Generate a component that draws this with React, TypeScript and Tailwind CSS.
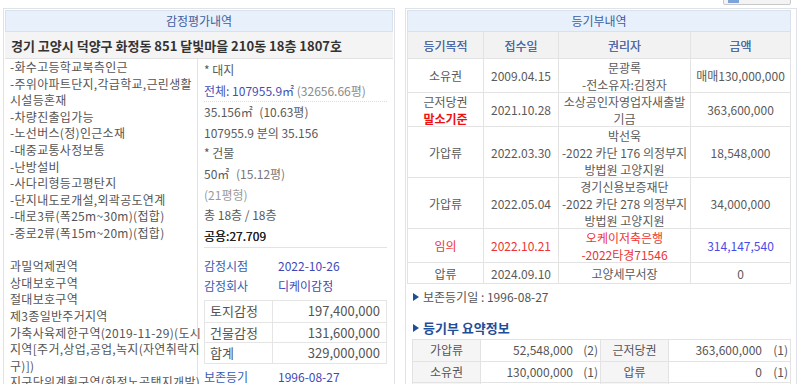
import React from "react";

const F = { fontFamily: '"Noto Sans CJK KR", "Noto Sans", sans-serif' };

function Bullet() {
  return (
    <svg width="6" height="8" viewBox="0 0 6 8" className="shrink-0">
      <path d="M0 0 L6 4 L0 8 Z" fill="#1f4e99" />
    </svg>
  );
}

const leftLines1 = [
  "-화수고등학교북측인근",
  "-주위아파트단지,각급학교,근린생활",
  "시설등혼재",
  "-차량진출입가능",
  "-노선버스(정)인근소재",
  "-대중교통사정보통",
  "-난방설비",
  "-사다리형등고평탄지",
  "-단지내도로개설,외곽공도연계",
  "-대로3류(폭25m~30m)(접합)",
  "-중로2류(폭15m~20m)(접합)",
];
const leftLines2 = [
  "과밀억제권역",
  "상대보호구역",
  "절대보호구역",
  "제3종일반주거지역",
  "가축사육제한구역(2019-11-29)(도시",
  "지역[주거,상업,공업,녹지(자연취락지",
  "구)])",
  "지구단위계획구역(화정노공택지개발)",
];

type Row = {
  h: string;
  purpose: React.ReactNode;
  date: string;
  holder: string[];
  amount: string;
  red?: boolean;
};

const rows: Row[] = [
  { h: "h-[34px]", purpose: "소유권", date: "2009.04.15", holder: ["문광록", "-전소유자:김정자"], amount: "매매130,000,000" },
  {
    h: "h-[34px]",
    purpose: (
      <>
        <div>근저당권</div>
        <div className="font-bold text-[#ee1111]">말소기준</div>
      </>
    ),
    date: "2021.10.28",
    holder: ["소상공인자영업자새출발", "기금"],
    amount: "363,600,000",
  },
  { h: "h-[51px]", purpose: "가압류", date: "2022.03.30", holder: ["박선욱", "-2022 카단 176 의정부지", "방법원 고양지원"], amount: "18,548,000" },
  { h: "h-[51px]", purpose: "가압류", date: "2022.05.04", holder: ["경기신용보증재단", "-2022 카단 278 의정부지", "방법원 고양지원"], amount: "34,000,000" },
  { h: "h-[34px]", purpose: "임의", date: "2022.10.21", holder: ["오케이저축은행", "-2022타경71546"], amount: "314,147,540", red: true },
  { h: "h-[21px]", purpose: "압류", date: "2024.09.10", holder: ["고양세무서장"], amount: "0" },
];

export default function App() {
  return (
    <div style={F} className="relative w-[800px] h-[384px] overflow-hidden bg-white text-[12px] text-[#5a5a5a]">
      {/* top right partial button */}
      <div className="absolute left-[723px] top-[-16px] w-[68px] h-[21px] border border-[#c9c9c9] bg-[#f3f3f3] rounded-[2px] flex items-end px-[4px] pb-[1px]">
        <div className="w-[11px] h-[3px] bg-[#7da3d8]" />
      </div>

      <div className="flex gap-[10px] pl-[3px] pt-[8px]">
        {/* LEFT PANEL */}
        <div className="w-[392px] shrink-0 border border-[#dfe3e8] p-px">
          <div className="h-[22px] bg-[#e8f0fb] border border-[#d8e1ec] text-center leading-[20px] text-[#3e5e9e]">감정평가내역</div>
          <div className="h-[27px] bg-[#f4f4f4] border-b border-[#e2e2e2] px-[6px] font-bold text-[13px] leading-[27px] text-[#333]">
            경기 고양시 덕양구 화정동 851 달빛마을 210동 18층 1807호
          </div>
          <div className="flex">
            <div className="w-[193px] shrink-0 border-r border-[#e3e3e3] pl-[5px] pr-[2px] leading-[16.6px] text-[#555] whitespace-nowrap tracking-[0.3px]">
              {leftLines1.map((l) => (
                <div key={l}>{l}</div>
              ))}
              <div className="h-[16.6px]" />
              {leftLines2.map((l) => (
                <div key={l}>{l}</div>
              ))}
            </div>
            <div className="flex-1 px-[6px] text-[#5a5a5a]">
              <div className="leading-[20.6px] pt-[1px]">
                <div>* 대지</div>
                <div className="border-b border-dotted border-[#dcdcdc]">
                  <span className="text-[#3f4fb5]">전체: 107955.9㎡</span>{" "}
                  <span className="text-[#8a8a8a]">(32656.66평)</span>
                </div>
                <div>
                  35.156㎡ <span className="ml-[4px]">(10.63평)</span>
                </div>
                <div>107955.9 분의 35.156</div>
                <div>* 건물</div>
                <div>
                  50㎡ <span className="ml-[4px] text-[#777]">(15.12평)</span>
                </div>
                <div className="text-[#999]">(21평형)</div>
                <div>총 18층 / 18층</div>
                <div className="border-b border-[#e3e3e3] pb-[1px] text-[#222] [text-shadow:0_0_0.4px_#222]">공용:27.709</div>
              </div>
              <div className="pt-[8px] leading-[20px]">
                <div className="flex">
                  <span className="w-[74px] text-[#3a5bb0]">감정시점</span>
                  <span className="text-[#4048b8]">2022-10-26</span>
                </div>
                <div className="flex">
                  <span className="w-[74px] text-[#3a5bb0]">감정회사</span>
                  <span className="text-[#4048b8]">디케이감정</span>
                </div>
              </div>
              <div className="mt-[4px] border border-[#e5e5e5] text-[13px] text-[#555]">
                {[
                  ["토지감정", "197,400,000"],
                  ["건물감정", "131,600,000"],
                  ["합계", "329,000,000"],
                ].map(([a, b], i) => (
                  <div key={a} className={`flex h-[20.5px] leading-[20px] ${i > 0 ? "border-t border-[#e5e5e5]" : ""}`}>
                    <div className="w-[68px] border-r border-[#e5e5e5] pl-[5px]">{a}</div>
                    <div className="flex-1 text-right pr-[6px]">{b}</div>
                  </div>
                ))}
              </div>
              <div className="flex leading-[24px] mt-[1px]">
                <span className="w-[74px] text-[#3a5bb0]">보존등기</span>
                <span className="text-[#4048b8]">1996-08-27</span>
              </div>
            </div>
          </div>
        </div>

        {/* RIGHT PANEL */}
        <div className="w-[392px] shrink-0 border border-[#dfe3e8] pl-px pr-[5px] pt-px pb-[20px]">
          <div className="h-[22px] bg-[#e8f0fb] border border-[#d8e1ec] text-center leading-[20px] text-[#3e5e9e]">등기부내역</div>
          <div className="border-l border-r border-[#e3e3e3] text-center leading-[17px]">
            <div className="flex h-[27px] bg-[#f2f2f2] border-b border-[#e3e3e3] items-center text-[#4d6aa6] [text-shadow:0_0_0.5px_#4d6aa6]">
              <div className="w-[76px] border-r border-[#e3e3e3] h-full flex items-center justify-center">등기목적</div>
              <div className="w-[75px] border-r border-[#e3e3e3] h-full flex items-center justify-center">접수일</div>
              <div className="w-[132px] border-r border-[#e3e3e3] h-full flex items-center justify-center">권리자</div>
              <div className="flex-1 h-full flex items-center justify-center">금액</div>
            </div>
            {rows.map((r, i) => (
              <div key={i} className={`flex ${r.h} border-b border-[#e3e3e3]`}>
                <div className={`w-[76px] border-r border-[#e3e3e3] flex flex-col items-center justify-center ${r.red ? "text-[#ee3333]" : ""}`}>
                  {r.purpose}
                </div>
                <div className={`w-[75px] border-r border-[#e3e3e3] flex items-center justify-center ${r.red ? "text-[#ee3333]" : ""}`}>
                  {r.date}
                </div>
                <div className={`w-[132px] border-r border-[#e3e3e3] flex flex-col items-center justify-center whitespace-nowrap ${r.red ? "text-[#ee3333]" : ""}`}>
                  {r.holder.map((h) => (
                    <div key={h}>{h}</div>
                  ))}
                </div>
                <div className={`flex-1 flex items-center justify-center ${r.red ? "text-[#4a4ae8]" : ""}`}>{r.amount}</div>
              </div>
            ))}
          </div>
          <div className="flex items-center gap-[4px] pl-[6px] mt-[7px] h-[12px] text-[#555]">
            <Bullet />
            <span>보존등기일 : 1996-08-27</span>
          </div>
          <div className="flex items-center gap-[4px] pl-[6px] mt-[18px] h-[14px] text-[13px] font-bold text-[#1f4e99]">
            <Bullet />
            <span>등기부 요약정보</span>
          </div>
          <div className="ml-[5px] mt-[4px] border border-[#e3e3e3] text-[#555]">
            {[
              ["가압류", "52,548,000", "(2)", "근저당권", "363,600,000", "(1)"],
              ["소유권", "130,000,000", "(1)", "압류", "0", "(1)"],
              ["", "", "", "", "", ""],
            ].map((r, i) => (
              <div key={i} className={`flex h-[21px] leading-[20px] ${i > 0 ? "border-t border-[#e3e3e3]" : ""}`}>
                <div className="w-[68px] bg-[#f5f5f5] border-r border-[#e3e3e3] text-center">{r[0]}</div>
                <div className="w-[120px] border-r border-[#e3e3e3] flex justify-end pr-[2px]">
                  <span>{r[1]}</span>
                  <span className="w-[25px] text-right">{r[2]}</span>
                </div>
                <div className="w-[68px] bg-[#f5f5f5] border-r border-[#e3e3e3] text-center">{r[3]}</div>
                <div className="flex-1 flex justify-end pr-[2px]">
                  <span>{r[4]}</span>
                  <span className="w-[26px] text-right">{r[5]}</span>
                </div>
              </div>
            ))}
          </div>
        </div>
      </div>
    </div>
  );
}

___

**PROBLEM TO WORK ON**
Pull out all lines of the data with the string "React".

**THE RESULT**
Generate a component that draws this with React, TypeScript and Tailwind CSS.
import React from "react";
  purpose: React.ReactNode;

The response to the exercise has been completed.